Direct Effect of Gossypol on TR-ST Cells: Perturbation of Rhodamine 123 Accumulation in Mitochondria

Abstract
Gossypol has deleterious effects directly on TR-ST cells originating from a rat testicular tumor. Exposure of TR-ST cells to gossypol (5 micrograms/ml) decreases their rate of protein synthesis approximately 30% within 1 h and 65% by greater than 10 h, causes intracellular vacuolation, changes cell shape from cobblestone to a rounded conformation and inhibits cell proliferation. Yet, these gossypol-treated cells remain viable, as assessed by their ability to hydrolyze fluorescein diacetate.
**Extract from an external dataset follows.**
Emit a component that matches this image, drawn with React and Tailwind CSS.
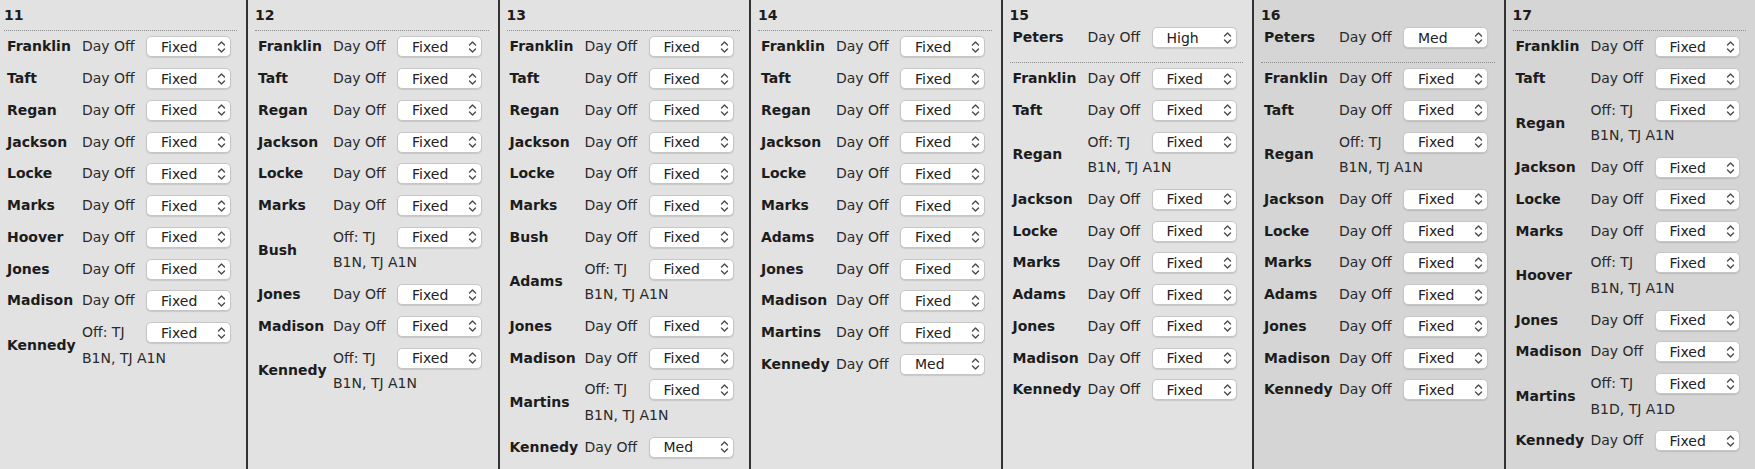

Gossypol also perturbs mitochondrial transmembrane potential in TR-ST cells, as demonstrated by marked changes in rhodamine 123 staining. Mitochondria of control TR-ST cells avidly accumulate rhodamine 123, but those in cells exposed to gossypol (greater than or equal to 5 micrograms/ml) for greater than 1 h fail to sequester the fluorochrome. Instead, the cell cytoplasm shows a light and diffuse staining with rhodamine 123. Rat spermatozoa show a similar response. Conversely, at concentrations of 20 micrograms/ml, gossypol has minimal effects on rhodamine 123 accumulation by primary cultures of hepatocytes and by rat spermatogenic cells, including primary spermatocytes and spermatids (Steps 1-12). Moreover, TR-ST cells exhibit reduced mitochondrial staining with gossypol at an ED50 of 7.6 micrograms/ml, while those for the nontesticular Rat-1, AnAn, 3T3 and PtK2 cell lines are 13.1, 21.5, 28.5 and 26.4 micrograms/ml, respectively.